A lot of rationalist thinking about ethics and economy assumes we have very well defined utility functions - knowing exactly our preferences between states and events, not only being able to compare them (I prefer X to Y), but assigning precise numbers to every combinations of them (p% chance of X equals q% chance of Y). Because everyone wants more money, you should theoretically even be able to assign exact numerical values to positive outcomes in your life.
I did a small experiment of making a list of things I wanted, and giving them point value. I must say this experiment ended up in a failure - thinking "If I had X, would I take Y instead", and "If I had Y, would I take X instead" very often resulted in a pair of "No"s. Even thinking about multiple Xs/Ys for one Y/X usually led me to deciding they're really incomparable. Outcomes related to similar subject were relatively comparable, those in different areas in life were usually not.
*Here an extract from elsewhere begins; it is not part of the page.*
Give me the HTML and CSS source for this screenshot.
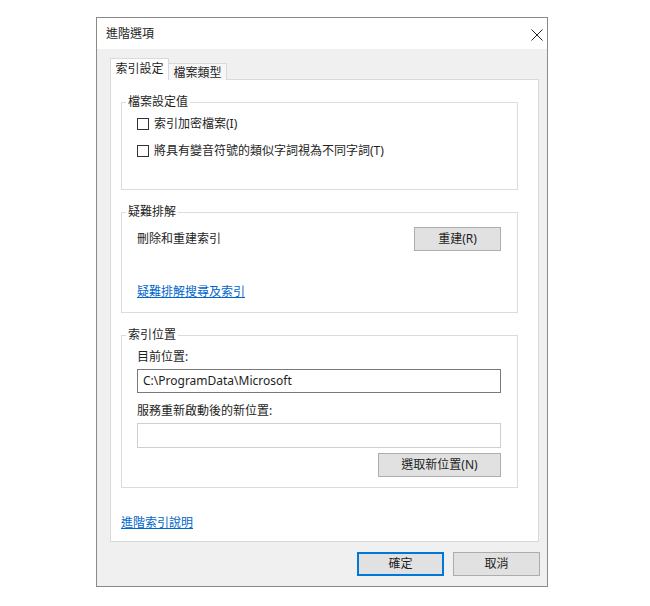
FILE: index.html
```html
<!DOCTYPE html>
<html lang="zh-Hant">
<head>
    <meta charset="UTF-8">
    <meta name="viewport" content="width=device-width, initial-scale=1.0">
    <title>進階選項</title>
    <link rel="stylesheet" href="styles.css">
</head>
<body>
    <div class="dialog">
        <div class="titlebar">
            <span class="title">進階選項</span>
            <svg class="close" width="12" height="12" viewBox="0 0 12 12">
                <path d="M0.5 0.5 L11.5 11.5 M11.5 0.5 L0.5 11.5" stroke="#222" stroke-width="1" fill="none"/>
            </svg>
        </div>

        <div class="dialog-body">
            <div class="tabs">
                <div class="tab active">索引設定</div>
                <div class="tab">檔案類型</div>
            </div>

            <div class="tab-panel">
                <fieldset class="group">
                    <legend>檔案設定值</legend>
                    <div class="group-body files">
                        <label class="check"><span class="box"></span>索引加密檔案(I)</label>
                        <label class="check"><span class="box"></span>將具有變音符號的類似字詞視為不同字詞(T)</label>
                    </div>
                </fieldset>

                <fieldset class="group">
                    <legend>疑難排解</legend>
                    <div class="group-body trouble">
                        <div class="row">
                            <span>刪除和重建索引</span>
                            <button class="btn">重建(R)</button>
                        </div>
                        <a class="link trouble-link" href="#">疑難排解搜尋及索引</a>
                    </div>
                </fieldset>

                <fieldset class="group">
                    <legend>索引位置</legend>
                    <div class="group-body location">
                        <div class="field-label">目前位置:</div>
                        <div class="textbox">C:\ProgramData\Microsoft</div>
                        <div class="field-label second">服務重新啟動後的新位置:</div>
                        <div class="textbox empty"></div>
                        <div class="row right">
                            <button class="btn wide">選取新位置(N)</button>
                        </div>
                    </div>
                </fieldset>

                <a class="link help-link" href="#">進階索引說明</a>
            </div>
        </div>

        <div class="dialog-buttons">
            <button class="btn footer default">確定</button>
            <button class="btn footer">取消</button>
        </div>
    </div>
</body>
</html>
```

FILE: styles.css
```css
* {
    box-sizing: border-box;
}

body {
    margin: 0;
    padding: 17px 0 0 96px;
    background: #ffffff;
    font-family: "Noto Sans", "Noto Sans CJK TC", sans-serif;
    font-size: 12px;
    line-height: 16px;
    color: #1e1e1e;
}

.dialog {
    width: 452px;
    height: 570px;
    border: 1px solid #8a8a8a;
    background: #f0f0f0;
    display: flex;
    flex-direction: column;
}

/* title bar */
.titlebar {
    height: 31px;
    background: #ffffff;
    display: flex;
    align-items: center;
    justify-content: space-between;
    padding: 0 4px 0 9px;
}

.title {
    padding-top: 1px;
}

.close {
    display: block;
    margin-top: 2px;
}

/* tabs */
.dialog-body {
    padding: 9px 8px 0 13px;
}

.tabs {
    display: flex;
    align-items: flex-end;
    height: 22px;
    margin-bottom: -1px;
}

.tab {
    border: 1px solid #d9d9d9;
    border-bottom: none;
    background: #f7f7f7;
    height: 17px;
    width: 58px;
    text-align: center;
    line-height: 16px;
    padding-top: 1px;
    border-left: none;
}

.tab.active {
    position: relative;
    z-index: 1;
    background: #ffffff;
    height: 22px;
    width: 59px;
    border-left: 1px solid #d9d9d9;
    padding-top: 2px;
}

.tab-panel {
    background: #ffffff;
    border: 1px solid #d9d9d9;
    height: 463px;
    padding: 14px 20px 12px 10px;
}

/* group boxes */
.group {
    margin: 0;
    padding: 0;
    border: 1px solid #dcdcdc;
    min-inline-size: 0;
}

.group + .group {
    margin-top: 14px;
}

.group legend {
    margin-left: 4px;
    padding: 0 2px;
    line-height: 16px;
}

.group-body {
    padding: 0 16px 0 15px;
}

.group-body.files {
    padding-top: 6px;
    padding-bottom: 30px;
    display: flex;
    flex-direction: column;
    gap: 11px;
}

.check {
    display: flex;
    align-items: center;
}

.box {
    width: 12px;
    height: 12px;
    border: 1px solid #333333;
    background: #ffffff;
    margin-right: 5px;
}

.group-body.trouble {
    padding-top: 7px;
    padding-bottom: 12px;
}

.row {
    display: flex;
    align-items: center;
    justify-content: space-between;
}

.row.right {
    justify-content: flex-end;
    margin-top: 5px;
}

.trouble-link {
    display: inline-block;
    margin-top: 33px;
}

.group-body.location {
    padding-top: 6px;
    padding-bottom: 10px;
}

.field-label.second {
    margin-top: 10px;
}

.textbox {
    margin-top: 4px;
    height: 24px;
    border: 1px solid #7a7a7a;
    background: #ffffff;
    padding: 3px 5px;
    font-family: "Noto Sans", sans-serif;
    font-size: 12px;
    line-height: 16px;
}

.textbox.empty {
    border-color: #cfcfcf;
    height: 25px;
}

/* buttons */
.btn {
    font-family: "Noto Sans", "Noto Sans CJK TC", sans-serif;
    font-size: 12px;
    line-height: 16px;
    color: #1e1e1e;
    background: #e1e1e1;
    border: 1px solid #adadad;
    height: 24px;
    width: 87px;
    padding: 0;
    margin: 0;
}

.btn.wide {
    width: 123px;
}

.link {
    color: #0066cc;
    text-decoration: underline;
}

.help-link {
    display: inline-block;
    margin-top: 27px;
}

.dialog-buttons {
    display: flex;
    justify-content: flex-end;
    gap: 9px;
    padding: 10px 7px 0 0;
}

.btn.default {
    border: 1px solid #0078d7;
    box-shadow: inset 0 0 0 1px #0078d7;
}
```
I finally decided on some vague numbers and evaluated the results two months later. My success on some fields was really big, on other fields not at all, and the only thing that was clear was that numbers I assigned were completely wrong.
This leads me to two possible conclusions:
- I don't know how to draw utility functions, but they are a good model of my preferences, and I could learn how to do it.
- Utility functions are really bad match for human preferences, and one of the major premises we accept is wrong.
Anybody else tried assigning numeric values to different outcomes outside very narrow subject matter? Have you succeeded and want to share some pointers? Or failed and want to share some thought on that?
I understand that details of many utility functions will be highly personal, but if you can share your successful ones, that would be great.
Actually, if signaling was its true purpose, it would claim the same thing. And if it were hacked together by evolution to be convincing, it might even do so by genuinely believing that its reflections were accurate. ;-)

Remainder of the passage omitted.